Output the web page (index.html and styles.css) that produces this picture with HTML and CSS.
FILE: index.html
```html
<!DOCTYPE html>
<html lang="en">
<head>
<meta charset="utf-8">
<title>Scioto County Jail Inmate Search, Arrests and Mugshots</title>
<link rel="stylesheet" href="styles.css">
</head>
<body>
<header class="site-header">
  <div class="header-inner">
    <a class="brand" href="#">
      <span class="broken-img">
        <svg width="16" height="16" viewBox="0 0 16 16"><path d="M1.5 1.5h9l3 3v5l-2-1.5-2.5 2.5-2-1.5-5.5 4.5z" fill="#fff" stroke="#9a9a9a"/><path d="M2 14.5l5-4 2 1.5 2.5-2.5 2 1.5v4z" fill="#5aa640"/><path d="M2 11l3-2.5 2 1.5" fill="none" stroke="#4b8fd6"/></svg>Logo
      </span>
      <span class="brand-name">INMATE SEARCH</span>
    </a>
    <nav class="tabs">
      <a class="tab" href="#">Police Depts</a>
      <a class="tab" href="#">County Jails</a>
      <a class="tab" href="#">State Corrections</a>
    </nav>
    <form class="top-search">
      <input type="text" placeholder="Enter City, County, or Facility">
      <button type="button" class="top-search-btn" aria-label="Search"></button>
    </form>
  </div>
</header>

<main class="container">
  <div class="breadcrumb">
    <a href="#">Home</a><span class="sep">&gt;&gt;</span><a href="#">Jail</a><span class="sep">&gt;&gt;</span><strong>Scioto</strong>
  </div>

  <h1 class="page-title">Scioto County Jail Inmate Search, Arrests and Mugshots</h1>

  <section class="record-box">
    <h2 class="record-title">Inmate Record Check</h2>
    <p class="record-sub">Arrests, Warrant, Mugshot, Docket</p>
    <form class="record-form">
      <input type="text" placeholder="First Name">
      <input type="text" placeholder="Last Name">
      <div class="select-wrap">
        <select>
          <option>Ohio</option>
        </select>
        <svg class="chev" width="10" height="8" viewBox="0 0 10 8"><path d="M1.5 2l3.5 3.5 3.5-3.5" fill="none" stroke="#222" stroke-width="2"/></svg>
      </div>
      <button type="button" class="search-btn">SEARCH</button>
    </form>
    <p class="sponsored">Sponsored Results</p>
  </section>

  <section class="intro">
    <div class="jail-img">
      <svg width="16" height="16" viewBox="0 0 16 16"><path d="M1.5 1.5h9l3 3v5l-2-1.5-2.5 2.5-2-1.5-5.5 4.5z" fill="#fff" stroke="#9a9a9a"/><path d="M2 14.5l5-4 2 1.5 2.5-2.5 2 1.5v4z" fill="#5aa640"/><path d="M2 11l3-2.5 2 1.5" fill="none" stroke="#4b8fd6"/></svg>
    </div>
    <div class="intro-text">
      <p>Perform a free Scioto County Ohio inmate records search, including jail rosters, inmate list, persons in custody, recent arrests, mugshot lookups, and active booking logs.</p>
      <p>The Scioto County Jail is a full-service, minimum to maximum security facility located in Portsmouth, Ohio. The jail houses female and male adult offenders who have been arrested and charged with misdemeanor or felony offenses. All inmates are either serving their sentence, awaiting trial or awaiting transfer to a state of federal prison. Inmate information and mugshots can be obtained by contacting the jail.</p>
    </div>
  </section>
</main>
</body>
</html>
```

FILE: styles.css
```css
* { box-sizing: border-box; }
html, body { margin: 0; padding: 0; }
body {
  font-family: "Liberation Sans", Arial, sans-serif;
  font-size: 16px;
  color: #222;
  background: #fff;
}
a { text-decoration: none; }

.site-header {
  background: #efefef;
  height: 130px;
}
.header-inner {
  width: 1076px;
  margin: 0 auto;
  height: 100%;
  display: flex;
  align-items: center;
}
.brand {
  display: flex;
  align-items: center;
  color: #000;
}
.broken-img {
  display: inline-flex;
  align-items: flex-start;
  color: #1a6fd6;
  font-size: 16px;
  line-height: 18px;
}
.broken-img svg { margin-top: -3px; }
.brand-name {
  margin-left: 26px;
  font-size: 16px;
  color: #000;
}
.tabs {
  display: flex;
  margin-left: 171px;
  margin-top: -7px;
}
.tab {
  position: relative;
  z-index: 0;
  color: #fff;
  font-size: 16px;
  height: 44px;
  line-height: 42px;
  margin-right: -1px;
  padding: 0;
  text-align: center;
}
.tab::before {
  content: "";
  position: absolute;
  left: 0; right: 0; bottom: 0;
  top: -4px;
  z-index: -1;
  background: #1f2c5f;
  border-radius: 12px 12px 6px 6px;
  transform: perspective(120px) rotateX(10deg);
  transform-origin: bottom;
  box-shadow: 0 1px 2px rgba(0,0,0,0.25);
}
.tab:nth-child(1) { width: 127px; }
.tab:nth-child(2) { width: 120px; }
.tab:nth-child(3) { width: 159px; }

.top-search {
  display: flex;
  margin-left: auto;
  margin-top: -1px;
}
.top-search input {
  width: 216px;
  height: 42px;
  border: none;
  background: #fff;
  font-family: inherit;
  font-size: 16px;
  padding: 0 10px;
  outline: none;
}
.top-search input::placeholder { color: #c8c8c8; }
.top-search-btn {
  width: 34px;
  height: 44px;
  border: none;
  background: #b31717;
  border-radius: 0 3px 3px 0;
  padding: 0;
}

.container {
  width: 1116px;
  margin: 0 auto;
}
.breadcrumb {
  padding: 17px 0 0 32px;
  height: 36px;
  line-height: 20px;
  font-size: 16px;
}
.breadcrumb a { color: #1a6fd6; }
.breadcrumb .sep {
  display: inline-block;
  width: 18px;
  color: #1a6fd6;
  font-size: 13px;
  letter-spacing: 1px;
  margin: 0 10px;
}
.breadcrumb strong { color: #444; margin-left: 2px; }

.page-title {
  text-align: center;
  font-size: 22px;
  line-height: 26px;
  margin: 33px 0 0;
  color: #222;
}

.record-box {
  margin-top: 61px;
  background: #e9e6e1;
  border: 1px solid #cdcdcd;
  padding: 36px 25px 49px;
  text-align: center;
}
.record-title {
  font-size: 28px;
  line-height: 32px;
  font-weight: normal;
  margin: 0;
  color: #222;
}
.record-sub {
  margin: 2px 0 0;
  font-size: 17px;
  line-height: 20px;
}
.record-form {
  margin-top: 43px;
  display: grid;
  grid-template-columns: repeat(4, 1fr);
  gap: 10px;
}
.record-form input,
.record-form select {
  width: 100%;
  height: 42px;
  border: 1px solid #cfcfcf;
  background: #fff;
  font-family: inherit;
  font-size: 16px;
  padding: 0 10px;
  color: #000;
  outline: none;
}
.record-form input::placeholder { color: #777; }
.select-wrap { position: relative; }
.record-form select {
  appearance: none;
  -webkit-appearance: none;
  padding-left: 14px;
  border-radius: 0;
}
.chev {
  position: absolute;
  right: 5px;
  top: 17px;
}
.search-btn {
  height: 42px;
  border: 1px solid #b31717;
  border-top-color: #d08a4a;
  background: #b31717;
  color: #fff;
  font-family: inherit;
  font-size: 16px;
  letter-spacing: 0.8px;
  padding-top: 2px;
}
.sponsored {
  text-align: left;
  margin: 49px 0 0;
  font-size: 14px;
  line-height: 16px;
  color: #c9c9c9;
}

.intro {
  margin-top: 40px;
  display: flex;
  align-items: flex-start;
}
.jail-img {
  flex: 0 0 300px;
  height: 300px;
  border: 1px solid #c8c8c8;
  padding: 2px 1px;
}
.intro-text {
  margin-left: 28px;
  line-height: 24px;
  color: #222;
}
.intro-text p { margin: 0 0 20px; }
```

---

WHAT NEEDS TO BE DONE » Emit the full listing verbatim.

ANSWER TO THE EXERCISE »
Output the web page (index.html and styles.css) that produces this picture with HTML and CSS.
FILE: index.html
```html
<!DOCTYPE html>
<html lang="en">
<head>
<meta charset="utf-8">
<title>Scioto County Jail Inmate Search, Arrests and Mugshots</title>
<link rel="stylesheet" href="styles.css">
</head>
<body>
<header class="site-header">
  <div class="header-inner">
    <a class="brand" href="#">
      <span class="broken-img">
        <svg width="16" height="16" viewBox="0 0 16 16"><path d="M1.5 1.5h9l3 3v5l-2-1.5-2.5 2.5-2-1.5-5.5 4.5z" fill="#fff" stroke="#9a9a9a"/><path d="M2 14.5l5-4 2 1.5 2.5-2.5 2 1.5v4z" fill="#5aa640"/><path d="M2 11l3-2.5 2 1.5" fill="none" stroke="#4b8fd6"/></svg>Logo
      </span>
      <span class="brand-name">INMATE SEARCH</span>
    </a>
    <nav class="tabs">
      <a class="tab" href="#">Police Depts</a>
      <a class="tab" href="#">County Jails</a>
      <a class="tab" href="#">State Corrections</a>
    </nav>
    <form class="top-search">
      <input type="text" placeholder="Enter City, County, or Facility">
      <button type="button" class="top-search-btn" aria-label="Search"></button>
    </form>
  </div>
</header>

<main class="container">
  <div class="breadcrumb">
    <a href="#">Home</a><span class="sep">&gt;&gt;</span><a href="#">Jail</a><span class="sep">&gt;&gt;</span><strong>Scioto</strong>
  </div>

  <h1 class="page-title">Scioto County Jail Inmate Search, Arrests and Mugshots</h1>

  <section class="record-box">
    <h2 class="record-title">Inmate Record Check</h2>
    <p class="record-sub">Arrests, Warrant, Mugshot, Docket</p>
    <form class="record-form">
      <input type="text" placeholder="First Name">
      <input type="text" placeholder="Last Name">
      <div class="select-wrap">
        <select>
          <option>Ohio</option>
        </select>
        <svg class="chev" width="10" height="8" viewBox="0 0 10 8"><path d="M1.5 2l3.5 3.5 3.5-3.5" fill="none" stroke="#222" stroke-width="2"/></svg>
      </div>
      <button type="button" class="search-btn">SEARCH</button>
    </form>
    <p class="sponsored">Sponsored Results</p>
  </section>

  <section class="intro">
    <div class="jail-img">
      <svg width="16" height="16" viewBox="0 0 16 16"><path d="M1.5 1.5h9l3 3v5l-2-1.5-2.5 2.5-2-1.5-5.5 4.5z" fill="#fff" stroke="#9a9a9a"/><path d="M2 14.5l5-4 2 1.5 2.5-2.5 2 1.5v4z" fill="#5aa640"/><path d="M2 11l3-2.5 2 1.5" fill="none" stroke="#4b8fd6"/></svg>
    </div>
    <div class="intro-text">
      <p>Perform a free Scioto County Ohio inmate records search, including jail rosters, inmate list, persons in custody, recent arrests, mugshot lookups, and active booking logs.</p>
      <p>The Scioto County Jail is a full-service, minimum to maximum security facility located in Portsmouth, Ohio. The jail houses female and male adult offenders who have been arrested and charged with misdemeanor or felony offenses. All inmates are either serving their sentence, awaiting trial or awaiting transfer to a state of federal prison. Inmate information and mugshots can be obtained by contacting the jail.</p>
    </div>
  </section>
</main>
</body>
</html>
```

FILE: styles.css
```css
* { box-sizing: border-box; }
html, body { margin: 0; padding: 0; }
body {
  font-family: "Liberation Sans", Arial, sans-serif;
  font-size: 16px;
  color: #222;
  background: #fff;
}
a { text-decoration: none; }

.site-header {
  background: #efefef;
  height: 130px;
}
.header-inner {
  width: 1076px;
  margin: 0 auto;
  height: 100%;
  display: flex;
  align-items: center;
}
.brand {
  display: flex;
  align-items: center;
  color: #000;
}
.broken-img {
  display: inline-flex;
  align-items: flex-start;
  color: #1a6fd6;
  font-size: 16px;
  line-height: 18px;
}
.broken-img svg { margin-top: -3px; }
.brand-name {
  margin-left: 26px;
  font-size: 16px;
  color: #000;
}
.tabs {
  display: flex;
  margin-left: 171px;
  margin-top: -7px;
}
.tab {
  position: relative;
  z-index: 0;
  color: #fff;
  font-size: 16px;
  height: 44px;
  line-height: 42px;
  margin-right: -1px;
  padding: 0;
  text-align: center;
}
.tab::before {
  content: "";
  position: absolute;
  left: 0; right: 0; bottom: 0;
  top: -4px;
  z-index: -1;
  background: #1f2c5f;
  border-radius: 12px 12px 6px 6px;
  transform: perspective(120px) rotateX(10deg);
  transform-origin: bottom;
  box-shadow: 0 1px 2px rgba(0,0,0,0.25);
}
.tab:nth-child(1) { width: 127px; }
.tab:nth-child(2) { width: 120px; }
.tab:nth-child(3) { width: 159px; }

.top-search {
  display: flex;
  margin-left: auto;
  margin-top: -1px;
}
.top-search input {
  width: 216px;
  height: 42px;
  border: none;
  background: #fff;
  font-family: inherit;
  font-size: 16px;
  padding: 0 10px;
  outline: none;
}
.top-search input::placeholder { color: #c8c8c8; }
.top-search-btn {
  width: 34px;
  height: 44px;
  border: none;
  background: #b31717;
  border-radius: 0 3px 3px 0;
  padding: 0;
}

.container {
  width: 1116px;
  margin: 0 auto;
}
.breadcrumb {
  padding: 17px 0 0 32px;
  height: 36px;
  line-height: 20px;
  font-size: 16px;
}
.breadcrumb a { color: #1a6fd6; }
.breadcrumb .sep {
  display: inline-block;
  width: 18px;
  color: #1a6fd6;
  font-size: 13px;
  letter-spacing: 1px;
  margin: 0 10px;
}
.breadcrumb strong { color: #444; margin-left: 2px; }

.page-title {
  text-align: center;
  font-size: 22px;
  line-height: 26px;
  margin: 33px 0 0;
  color: #222;
}

.record-box {
  margin-top: 61px;
  background: #e9e6e1;
  border: 1px solid #cdcdcd;
  padding: 36px 25px 49px;
  text-align: center;
}
.record-title {
  font-size: 28px;
  line-height: 32px;
  font-weight: normal;
  margin: 0;
  color: #222;
}
.record-sub {
  margin: 2px 0 0;
  font-size: 17px;
  line-height: 20px;
}
.record-form {
  margin-top: 43px;
  display: grid;
  grid-template-columns: repeat(4, 1fr);
  gap: 10px;
}
.record-form input,
.record-form select {
  width: 100%;
  height: 42px;
  border: 1px solid #cfcfcf;
  background: #fff;
  font-family: inherit;
  font-size: 16px;
  padding: 0 10px;
  color: #000;
  outline: none;
}
.record-form input::placeholder { color: #777; }
.select-wrap { position: relative; }
.record-form select {
  appearance: none;
  -webkit-appearance: none;
  padding-left: 14px;
  border-radius: 0;
}
.chev {
  position: absolute;
  right: 5px;
  top: 17px;
}
.search-btn {
  height: 42px;
  border: 1px solid #b31717;
  border-top-color: #d08a4a;
  background: #b31717;
  color: #fff;
  font-family: inherit;
  font-size: 16px;
  letter-spacing: 0.8px;
  padding-top: 2px;
}
.sponsored {
  text-align: left;
  margin: 49px 0 0;
  font-size: 14px;
  line-height: 16px;
  color: #c9c9c9;
}

.intro {
  margin-top: 40px;
  display: flex;
  align-items: flex-start;
}
.jail-img {
  flex: 0 0 300px;
  height: 300px;
  border: 1px solid #c8c8c8;
  padding: 2px 1px;
}
.intro-text {
  margin-left: 28px;
  line-height: 24px;
  color: #222;
}
.intro-text p { margin: 0 0 20px; }
```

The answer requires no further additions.